Кошечкин улыбнулся слабеющими губами. Он чувствовал, как сильные руки поднимают его и вытаскивают наверх. Перед глазами всё ещё стояло красное облако, но затем и оно исчезло…
***
Тихий звон металла о металл…
Затем острая боль… что-то холодное… и снова звон…
– Кажись, очнулся, – раздался чей-то приглушённый голос. – Ничего, скоро снова заснёт. Сейчас он слишком слаб.
– Да какое уж тут? – отвечал кто-то другой. – Четыре пули в себя принял и жив-живёхонек! Я б так не смог!
– Да потому что спирта меньше жрать надо!
И снова тишина…
***
Перед глазами медленно появлялся белый потолок, а вместе с ним – края синих стен. По мере того, как взгляд опускался, появлялись всё новые виды: белое одеяло, койка, на которой он лежал, ещё койки со спящими людьми. По всему походило, что Кошечкин был в госпитале.
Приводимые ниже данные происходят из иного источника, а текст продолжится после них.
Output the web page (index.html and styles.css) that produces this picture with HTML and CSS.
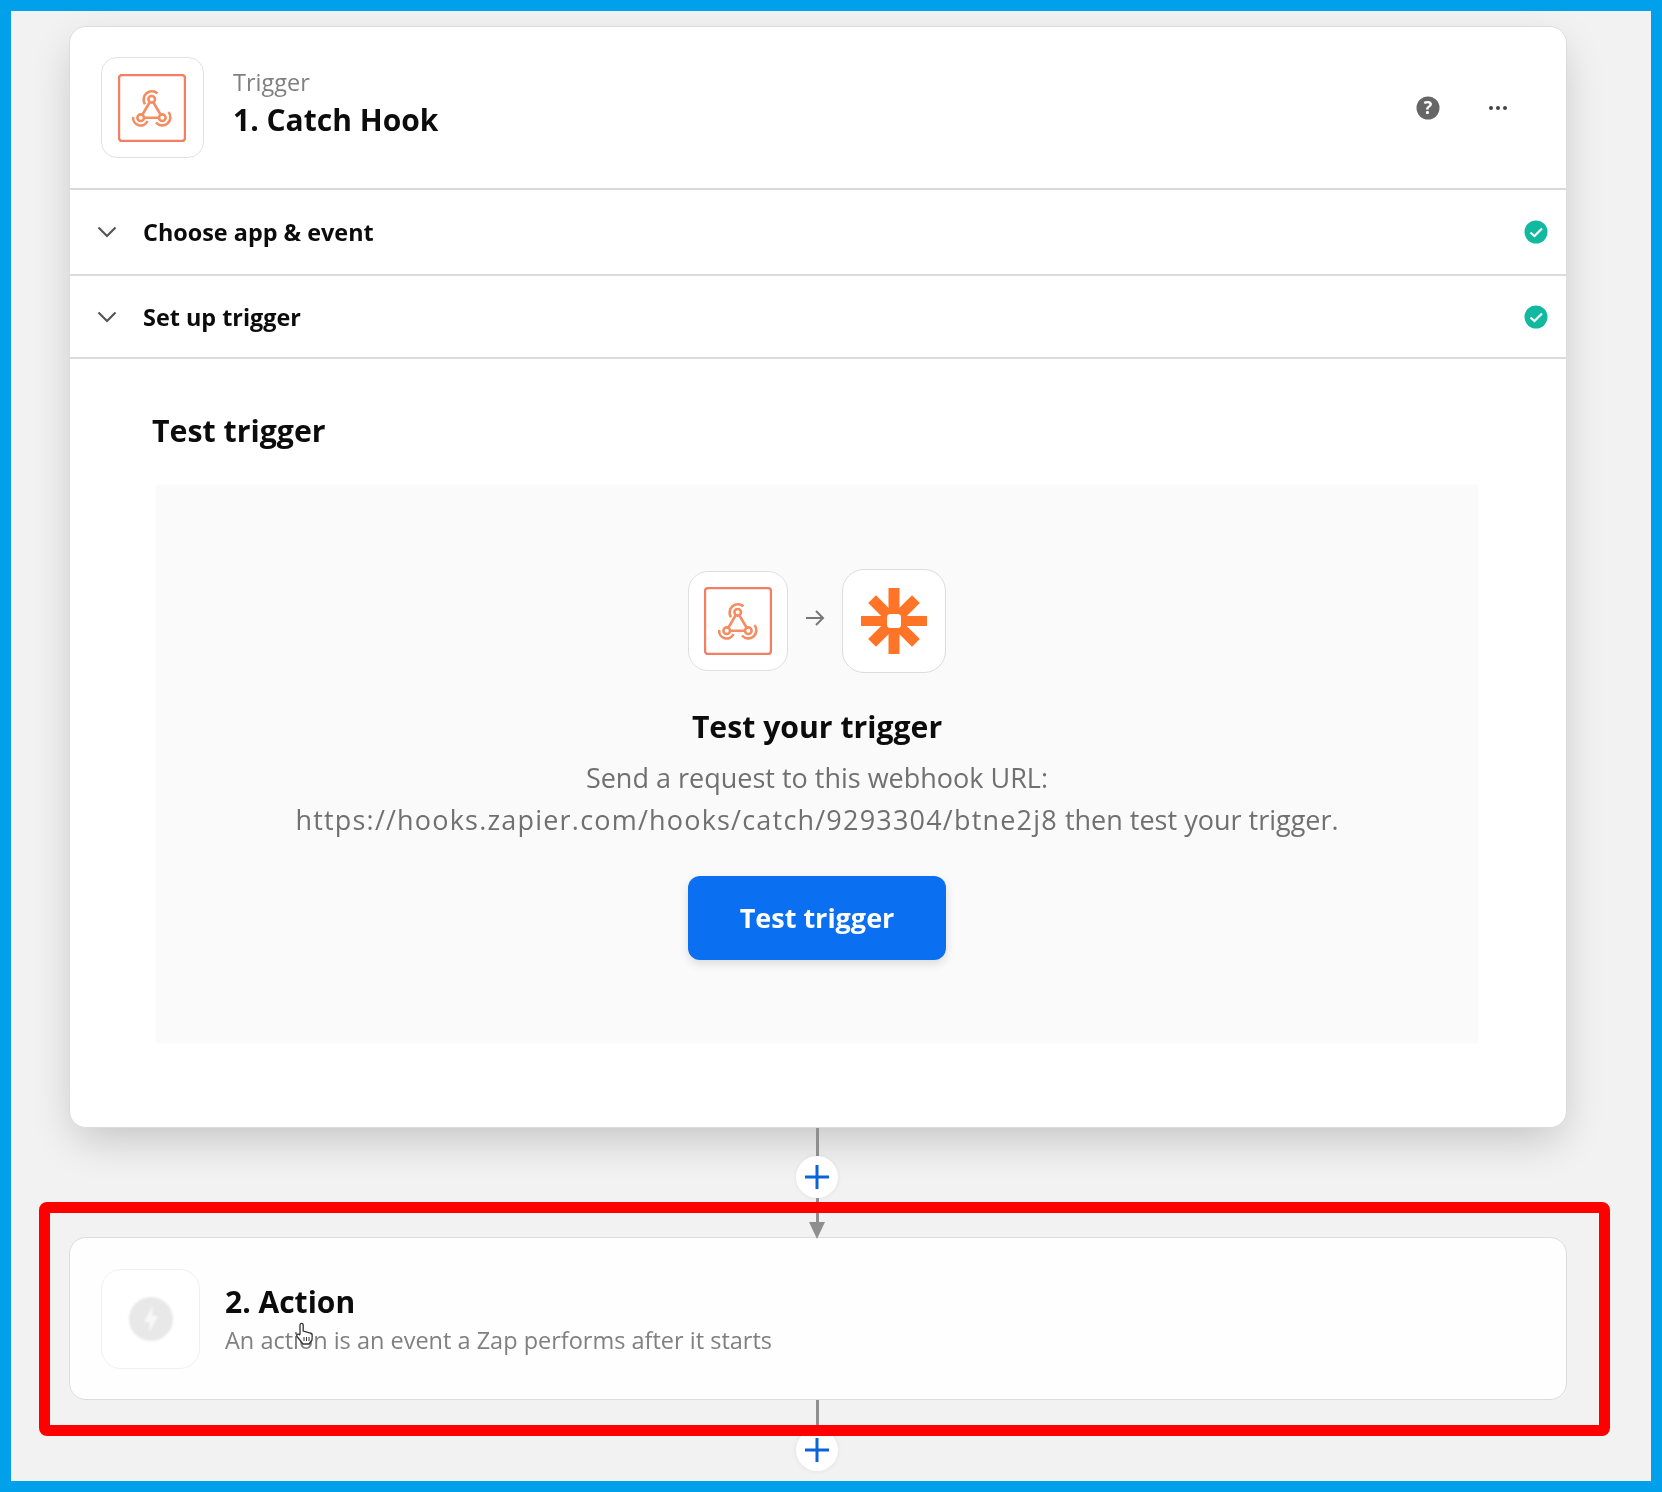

«Значит не умер, всё-таки…», – подумал он, пытаясь приподняться на локтях, однако, пожалел об этом, ибо спина, как и всё тело, ответила на эту попытку острой болью. Кошечкин застонал и бессильно бухнулся на подушку так, что под ним заскрипели пружины койки.
В дверном проёме на миг показалась молоденькая медсестра, которая, окинув взглядом пациентов, тут же унеслась прочь.
Вскоре в палате появился уже врач – коренастый лысый мужик, лет сорока с красными от усталости глазами.
– Ну, что, недострелённый ты наш, – густым басом сказал он, – как самочувствие?
– Хреново, – откашливаясь, хрипел Кошечкин. – Но живой, по крайней мере, не так я себе ангела представлял.